Take another example, this one from this book. Charles Duhigg uses the example of the 2009 Air France Flight 447 jetliner crash in the Atlantic as an example of "cognitive tunneling" and poor mental models. In that tragic accident, the Airbus A330 plane was flying from Rio de Janeiro to Paris and ran into bad weather. The plane was flying fine, but its pitot tubes apparently froze up and gave the pilots the wrong speed information. They acted on that wrong information, put the plane into a stall, and fell into the ocean.
But does that anecdote unequivocally show cognitive tunneling? And can one take from that anecdote a lesson about how not to cognitively tunnel? I don't see how. I've read several other accounts of that Air France accident, and none of them blamed it on cognitive tunneling (although one did mention tunnel vision as one of many factors).
The Air France accident seems to me more like what Charles Perrow described in Normal Accidents: Living With High-Risk Technologies. Just like with the nuclear accident at Three Mile Island, people do not do well when their instruments lie to them about situations they cannot see with their eyes. Another account blames the Air France accident mainly on over-reliance on automated systems in the Airbus planes. (William Langewiesche's article in Vanity Fair is fascinating reading.)
My point is that any anecdote can, by its nature, be interpreted in many different ways. Just like in the old fable six blind men saw six different things in an elephant. None were wrong, yet none were right.

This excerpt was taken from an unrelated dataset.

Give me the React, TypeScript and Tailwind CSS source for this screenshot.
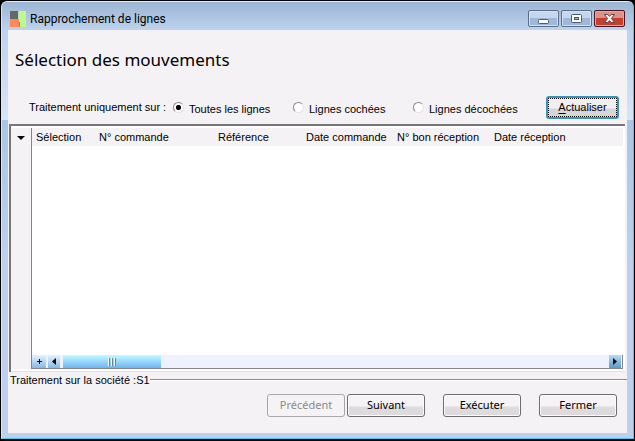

Rather than books like this one, I prefer my anecdotes in the form of biographies. When I read a good biography, or a good history, the author presents a life or a series of stories in a way that the reader can draw their own conclusions. I'm sure the author's slant comes through to some extent.
But when I read a book by someone like David Halberstam or David McCullough, I usually feel as though I read a gem that provides lessons for my life. I didn't get that with this book. To me, at least, it seemed too shallow, too broad, and too pushy. Not deep, focused, and subtle.